Das Landgericht hat die Klage abgewiesen. Das Oberlandesgericht hat die dagegen gerichtete Berufung der Kläger zurückgewiesen. Zur Begründung hat es ausgeführt, den Klägern fehle - aufgrund des Wegfalls ihrer Gesellschafterstellung in Folge des Squeeze-out-Verfahrens - die für die Erhebung der Klage erforderliche Anfechtungsbefugnis. Hiergegen richtet sich die
vom Berufungsgericht zugelassene Revision der Kläger.
Entscheidung:
Der II. Zivilsenat des Bundesgerichtshofs hat heute das Berufungsurteil aufgehoben und die Sache zur neuen Verhandlung und Entscheidung an das Berufungsgericht zurückverwiesen. Er hat entschieden, dass ein Aktionär zur Fortführung einer aktienrechtlichen Anfechtungsklage analog § 265 Abs. 2 ZPO nicht nur bei freiwilliger nachträglicher Aufgabe seiner Aktionärsstellung im Wege der Veräußerung seiner Aktien, sondern gleichermaßen im Falle des „zwangsweisen“ Verlustes dieser Rechtsposition durch sog. Squeeze out (§ 327 a AktG) im Laufe des Anfechtungsprozesses befugt ist, sofern er – im jeweiligen konkreten Einzelfall – ein rechtliches Interesse an einer solchen Verfahrensfortsetzung hat.

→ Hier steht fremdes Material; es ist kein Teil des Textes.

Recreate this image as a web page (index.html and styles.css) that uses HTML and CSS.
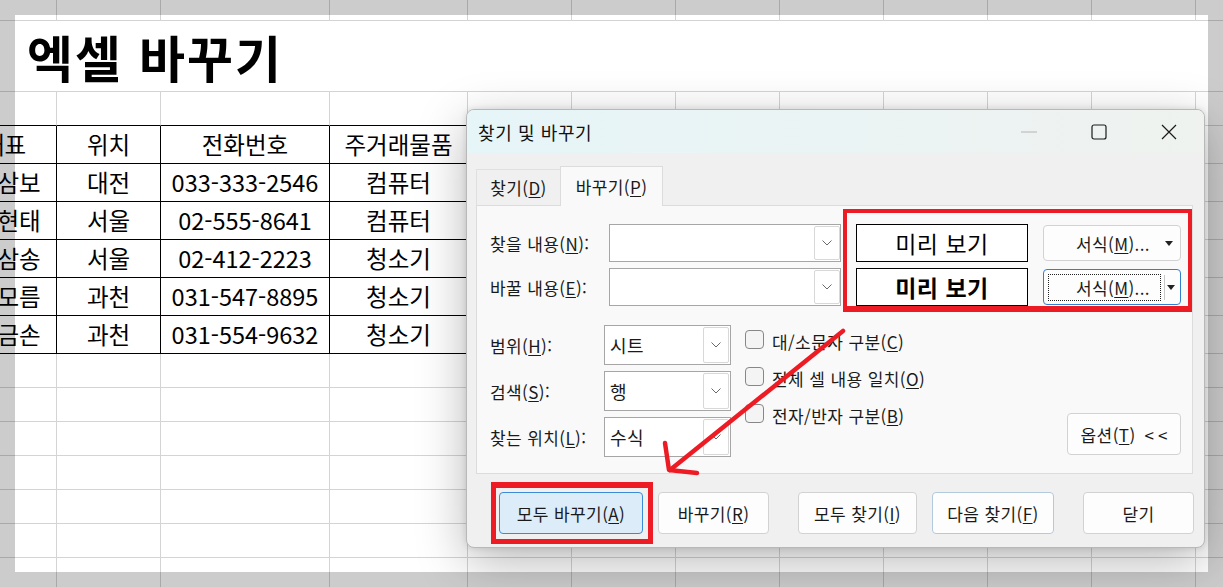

Ein derartiges rechtliches Interesse der Kläger war nach Ansicht des Bundesgerichtshofs im vorliegenden Fall zu bejahen. Denn ein den Anfechtungsklagen stattgebendes, auf den gerügten Beschlussmangel des unzulässigen Sondervorteils (§ 243 Abs. 2 AktG) gestütztes Gestaltungsurteil führte zwar nicht zur Rückabwicklung des in das Handelsregister eingetragenen und damit wirksam gewordenen Zwangsausschlusses der Minderheitsaktionäre; es hätte aber die Nichtigkeit der Zustimmungsbeschlüsse der Hauptversammlung zur Übertragung des wesentlichen betriebsnotwendigen Vermögens der Beklagten auf ihre damalige Hauptaktionärin und damit die Unwirksamkeit der entsprechenden Verpflichtungsverträge zur Folge. Daraus würden nach dem Vortrag der Kläger – weil die Bereicherungsansprüche aus den nichtigen Verpflichtungsverträgen den für die Ermittlung der Abfindung im Squeeze-out-Verfahren maßgeblichen Wert erhöhen würden - rechtlich erhebliche, positive Auswirkungen auf die im Spruchverfahren zu ermittelnde, von ihnen im Zusammenhang mit ihrem Squeeze out zu beanspruchende Barabfindung resultieren.